There are important variations among Maghreb countries. Tunisia has produced the highest ratio of foreign fighters per capita (6,000 individuals or 545 per million inhabitants, although this figure is likely exaggerated) of any country in the world, in both relative and absolute terms far more than both countries closer to ISIS’ initial conflict theatre (Saudi Arabia, Russia, Turkey and Jordan, which contribute the largest numbers of foreign fighters to ISIS after Tunisia – around 2,000-2,500 each) and the other major sources of Maghrebi fighters, Morocco (1,623 individuals according to Moroccan authorities, or 46 per million inhabitants, plus an estimated 2,000 Moroccans who also hold a European citizenship) and Libya (an estimated 600 individuals, or 100 per million inhabitants). Algeria is a regional outlier, having contributed very few nationals (78 individuals or less than 2 per million inhabitants, although an additional 200 or so hold a second nationality and came from Europe).

These numbers are, at best, approximate, but have implanted themselves – particularly in the case of Tunisia – in media and official narrative as representing a particular problem for the Maghreb.
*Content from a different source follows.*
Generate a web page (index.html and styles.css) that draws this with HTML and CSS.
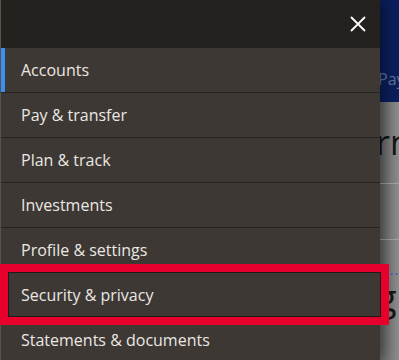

Moreover, given these relatively small numbers, even in Tunisia, it is perilous to seek broad societal explanations when personal circumstances, intensity of ISIS efforts or some other factor might have played a part in attracting individuals to the organisation.

Bearing those caveats in mind, it nonetheless remains likely that levels of ISIS recruitment in a particular country reflect multiple factors: the political and security context; the presence of pre-existing jihadist networks; the level of demand for a quasi-revolutionary, anti-establishment discourse and practice; particular local histories, etc. In the context of the collapse of Libya’s regime in 2011, the Libyan contribution to the foreign fighter phenomenon seems more understandable. Likewise, Tunisia’s high numbers, while surprising, arguably reflect strong militant, anti-state sentiment, as well as a situation of genuine revolutionary upheaval combined with multiple forms of marginalisation and social exclusion.

Morocco also presents somewhat of a surprise: despite a regime widely seen as legitimate by the population, a strong state in full control of its territory and a highly effective security sector, the number of its citizens who went to fight in Syria between 2011 and 2016 is greater than the total number of Moroccan foreign fighters since the first wave of Arab fighters to Afghanistan in the 1980s. Reasons remain unclear, though for some this suggests that the country’s apparent stability obscures socio-economic frustration and a desire among a part of the population, of which those that travelled to Syria are a small subset, for political radicalism that can only be satisfied abroad.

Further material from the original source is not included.